Back to the Future: The Shift to K-8 Schools

by Leslie Blair
Published in SEDL Letter Volume XX, Number 1, April 2008, Making the Most of Middle School

It may not be extensive enough to be called a trend, but there has been a definite shift in the number of schools containing kindergarten through grade 8 in the United States. In urban areas especially, districts have been doing away with middle schools, which traditionally contain grades 6–8, and moving toward K–8 schools. A national database maintained by Missouri State University indicates that since 1994, 1,759 schools in 49 districts throughout the country have either adopted, are preparing to switch to, or have considered switching to a K–8 or 1–8 configuration. Most of these are academically struggling schools in inner cities (Viadero, 2008). Since the late 1990s, Baltimore, Cleveland, Cincinnati, Milwaukee, New Orleans, New York, and Philadelphia have blended middle schools and elementary schools. Those cities will soon be joined by Washington, DC, which recently announced plans to convert middle and elementary schools to preK–8 schools.

Why is this shift occurring? And is there evidence that the K–8 configuration is better for students in the middle grades?
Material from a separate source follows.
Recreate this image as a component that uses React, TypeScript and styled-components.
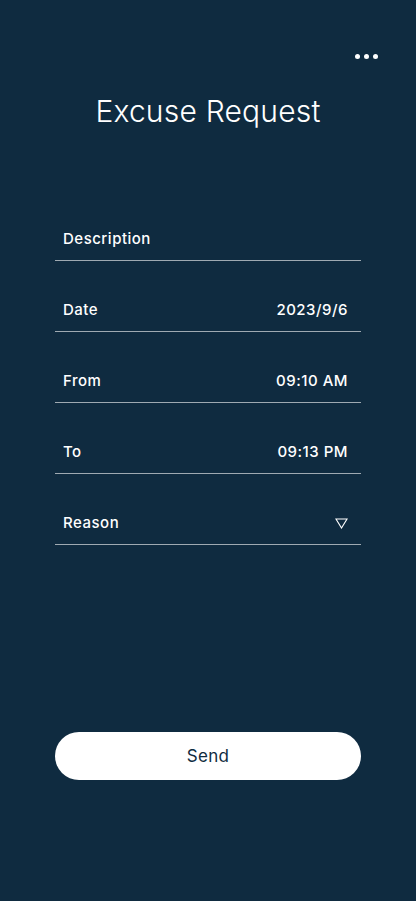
import React from "react";
import styled, { createGlobalStyle } from "styled-components";

const Global = createGlobalStyle`
  html, body { margin: 0; padding: 0; background: #0f2b40; }
  * { box-sizing: border-box; }
`;

const Screen = styled.div`
  min-height: 901px;
  width: 416px;
  background: #0f2b40;
  display: flex;
  flex-direction: column;
  font-family: Inter, "Noto Sans", sans-serif;
  color: #ffffff;
`;

const TopBar = styled.div`
  display: flex;
  justify-content: flex-end;
  padding: 51px 38px 0 0;
  height: 61px;
`;

const Dots = styled.div`
  display: flex;
  gap: 4px;
  height: 10px;
  align-items: center;
`;

const Dot = styled.span`
  width: 5px;
  height: 5px;
  border-radius: 50%;
  background: #ffffff;
`;

const Title = styled.h1`
  margin: 32px 0 0;
  text-align: center;
  font-weight: 300;
  font-size: 30px;
  line-height: 36px;
  letter-spacing: 0.2px;
`;

const Form = styled.div`
  margin: 61px 55px 0;
  display: flex;
  flex-direction: column;
`;

const Row = styled.div`
  height: 71px;
  display: flex;
  align-items: flex-end;
  justify-content: space-between;
  padding: 0 13px 11px 8px;
  border-bottom: 1px solid rgba(255, 255, 255, 0.6);
  font-size: 15px;
  font-weight: 500;
  line-height: 20px;
  letter-spacing: 0.5px;
`;

const Label = styled.span``;
const Value = styled.span``;

const Caret = styled.svg`
  width: 13px;
  height: 11px;
  margin-bottom: 4px;
`;

const SendButton = styled.button`
  margin: 187px 55px 0;
  height: 48px;
  border: none;
  border-radius: 24px;
  background: #ffffff;
  color: #0f2b40;
  font-family: Inter, "Noto Sans", sans-serif;
  font-size: 17px;
  font-weight: 400;
  letter-spacing: 0.3px;
  cursor: pointer;
`;

const fields: { label: string; value?: string; caret?: boolean }[] = [
  { label: "Description" },
  { label: "Date", value: "2023/9/6" },
  { label: "From", value: "09:10 AM" },
  { label: "To", value: "09:13 PM" },
  { label: "Reason", caret: true },
];

export default function App() {
  return (
    <>
      <Global />
      <Screen>
        <TopBar>
          <Dots>
            <Dot />
            <Dot />
            <Dot />
          </Dots>
        </TopBar>
        <Title>Excuse Request</Title>
        <Form>
          {fields.map((f) => (
            <Row key={f.label}>
              <Label>{f.label}</Label>
              {f.value && <Value>{f.value}</Value>}
              {f.caret && (
                <Caret viewBox="0 0 13 11">
                  <path d="M1 1 H12 L6.5 10 Z" fill="none" stroke="#fff" strokeWidth="1.1" strokeLinejoin="miter" />
                </Caret>
              )}
            </Row>
          ))}
        </Form>
        <SendButton>Send</SendButton>
      </Screen>
    </>
  );
}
Both Middle School, K–8 Configurations Have Advantages

Middle schools first evolved in the late 1960s and early 1970s. The middle grades movement extended into the 1980s in an effort to better meet the needs of young adolescents, who face a unique set of psychological, emotional, and social challenges. By the late 1990s, however, many districts were dissatisfied with achievement levels and discipline problems in their middle schools. Districts began to look for guidance from successful private schools—many of them Catholic schools—that had K–8 configurations.

Dr. Anthony Recasner, former SEDL board chairman and principal of a K–8 school in New Orleans, believes both configurations have their advantages. Recasner should know—he has been a principal for 15 years, operating New Orleans Charter Middle School, which serves grades 6–8, and S. J. Green Charter School, which serves grades K–8.

“The main advantage of a middle school is you can focus on the nature of adolescence, which is consuming because to be effective you have to respond with the right strategies to meet students’ academic, physical, social, and emotional needs. These strategies take time to figure out because they depend on unique needs of the students and the skills and knowledge of the faculty and staff,” Recasner said.

The focus of a K–8 school, he explained, is different, and therefore so is its primary advantage. “When you have kids who make it all the way through your K–8 school, you provide a wonderful sense of continuity. You can create a family environment, a community environment around kids you know really well. You can get optimal emotional and social outcomes because you know them and their families really well,” he said.

There are challenges with the K–8 model, though. Recasner noted that few teachers can teach the complete range of grades, and often teachers of young children feel uneasy interacting with the older students. “The challenge is that a K–8 school can really spread you thin,” Recasner said. “Everyone has to attend to the needs of big kids—even kindergarten teachers.”

SEDL program manager Dr. Robin Jarvis, who formerly served as the head of New Orleans’s Recovery School District (RSD), believes the middle school model—properly implemented—is best for middle-grade students.

“The middle grades are critical for preparing students for high school and college,” said Jarvis. “This is the time students begin to go deeper into each content area and to apply the reading, math, organizational, and study skills they learned in elementary school to the content area courses. It is really important at this point that the teachers have strong content knowledge in the subjects they are teaching.”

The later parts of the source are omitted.